I have come to cherish that the magi are wise – not so much because of their knowledge or studies. They are wise because of their spirits. They are wise because their eyes are not simply turned inward toward the world with which they are most comfortable. They are wise because they sincerely seek understanding beyond what they already know. They are wise because their minds are open to what is going on around them in the world. They are wise because their hearts are open to something beyond themselves. It is this openness that allows them to recognize God’s presence and revelation. It is this openness that allows them to proclaim the messiah as part of their journey. This is the essence of their wisdom. Perhaps it is the essence of all wisdom – that openness to what is greater than ourselves with a willingness to embrace the mystery of God.

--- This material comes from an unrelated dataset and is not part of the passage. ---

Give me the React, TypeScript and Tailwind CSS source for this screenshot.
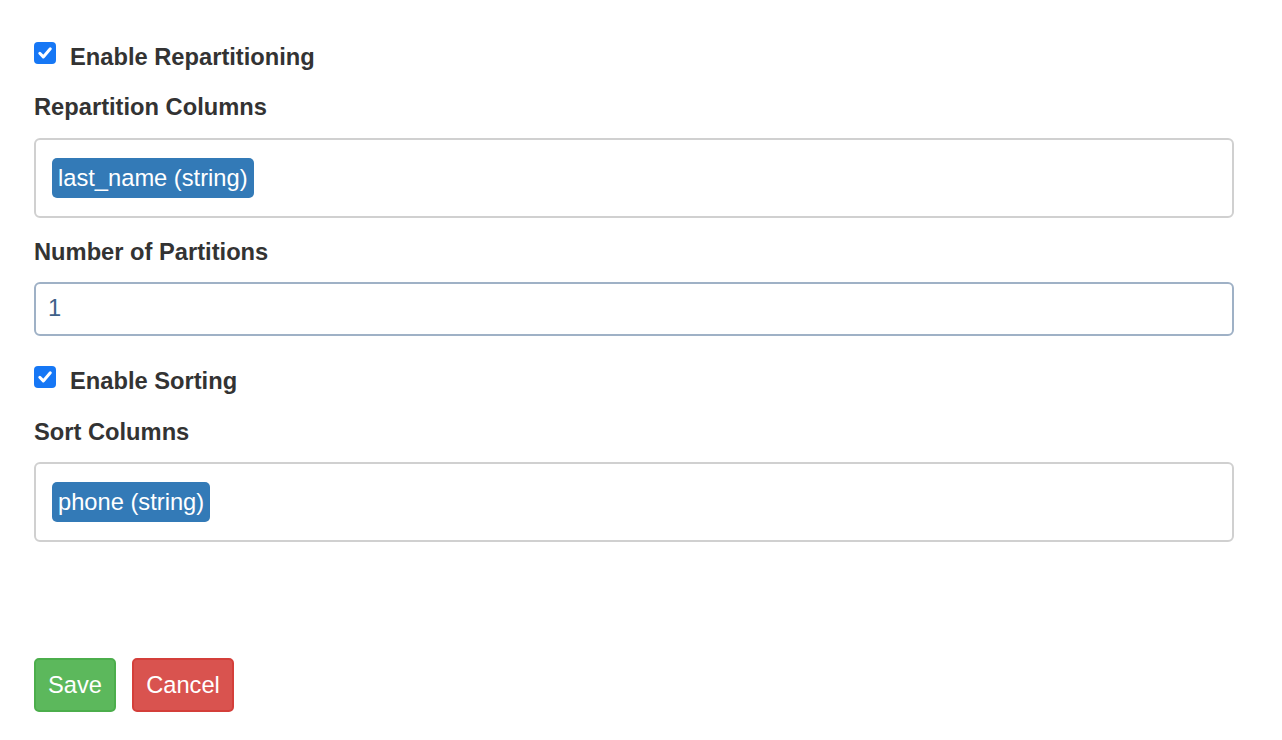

As we begin a new year, I find it helpful to remember this kind of wisdom. We are often tempted to believe we have all the answers. We are tempted to define the world around us by what makes us feel safe. By doing so, we can easily be in danger of missing God’s ongoing revelations. So I invite us into a season where we continue to look toward the sky, notwithstanding the darkness. I invite us to look for that light beyond our comfort zones. I invite us to seek out new opportunities. I invite us into a season where we continue our journey of faith together, allowing God to reveal God’s self again and again in the face and presence of the apparently ordinary – an infant whose cries and vulnerabilities have brought the possibility of salvation and redemption into the whole of humanity and our world.

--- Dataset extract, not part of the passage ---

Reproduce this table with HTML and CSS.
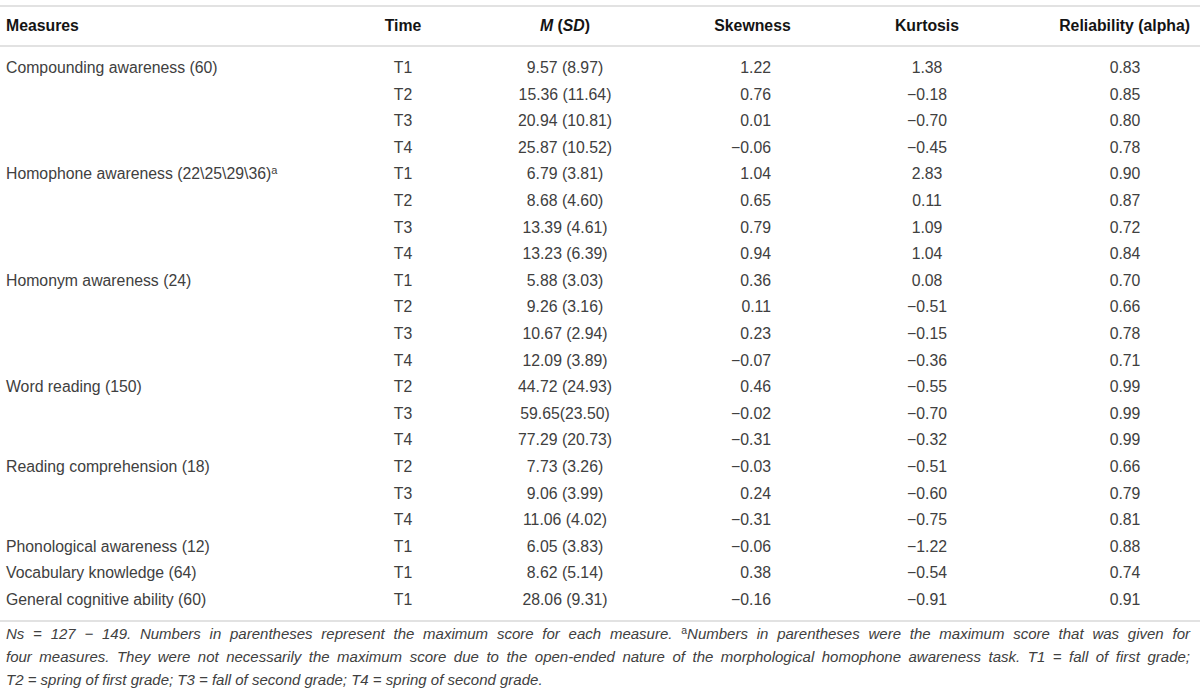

This is the essence of Epiphany! And you and I – we have been invited to be part of this grand revelation by embodying God’s love in the places where we find ourselves, believing that we have been called together “for a time such as this.” May 2016 be a year of a passionate corporate witness as we faithfully reaffirm our role as ambassadors – working to stop the senseless violence near and far; working to bring shelter to the homeless; working to embrace the stranger in our midst; working to stop racism and all other isms that tear at the dignity of humanity. May we be wise and living reflections of that Christ light that broke into the darkness of the night more than 2,000 years ago.